One other notable mass relocation of people that I thought of in this connection was the mass expulsion of ethnic Germans after the Second World War from countries in central and eastern Europe, including Czechoslovakia and Poland.

R.M. Douglas writes about these forced reloations in The Expulsion Of The Germans: The Largest Forced Migration In History Huffington Post 08/25/2012:

By mid-1945, not merely the largest forced migration but probably the largest single movement of population in human history was under way, an operation that continued for the next five years. Between 12 and 14 million civilians, the overwhelming majority of them women, children and the elderly, were driven out of their homes or, if they had already fled the advancing Red Army in the last days of the war, forcibly prevented from returning to them.
I won't try to summarize the complicated political and ideological and historical questions around that event here. Douglas covers some of it.

I'm not sure how directly that complicated event compares directly to the Trump deportation under way now. For one thing, that one happened in the wake of the most destructive war in human history. The hatred and hysteria behind the Trump mass deportation is far more subjective and wildly out of proportion to any actual threat involved from the undocumented Latino immigrants in the US to the country. And it's certainly not coming in the aftermath of any war with a Latino country.

Norman Naimark in The Russians in Germany: A History of the the Soviet Zone of Occupation, 1945-1949 (1995) cites the figures from Gerhard Ziemer, estimating "that 2,280,000 noncombatant Germans out of a total off 11.5 million refugees died as a result of the transfer from the East." It was truly ugly stuff.

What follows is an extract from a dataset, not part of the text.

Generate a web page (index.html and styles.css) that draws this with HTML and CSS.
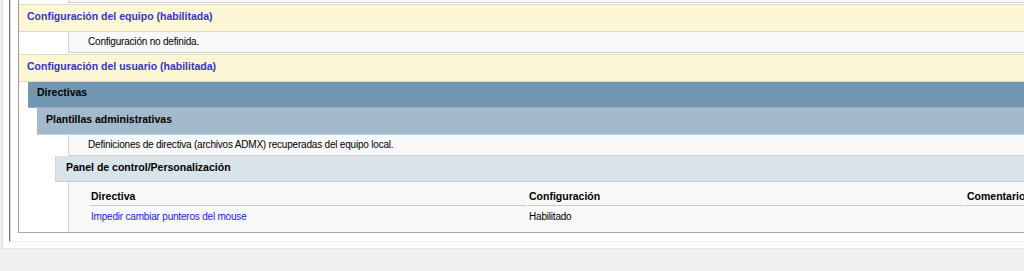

I would also note that forced relocations and more voluntary refugees - if that's a meaningful concept at all - would further complicate the comparison of the postwar expulsions of ethnic Germans to the events Perlstein lists or to Trump's mass deportation.

Hans Lemberg and Erik Franzen include a table in Die Vertriebenen: Hitlers letzten Opfer (2001) showing 11.2 million displaced persons taken in by East and West Germany combined by 1950. Not incidentally, this is something to keep in mind when you hear about European rightwingers complaining about all the refugees they are getting today. And of what an obscenity it is for the United States today to refuse to take more than a few thousand refugees from the Middle Eastern wars for which the US bears such a large responsibility.

An expulsion of 12 million people from the United States is an ugly, ugly prospect. Postwar German politicians often used the formula that there is no such thing as collective guilt, but there is collective responsibility.

That is true for Americans today with Trump's mass deportation.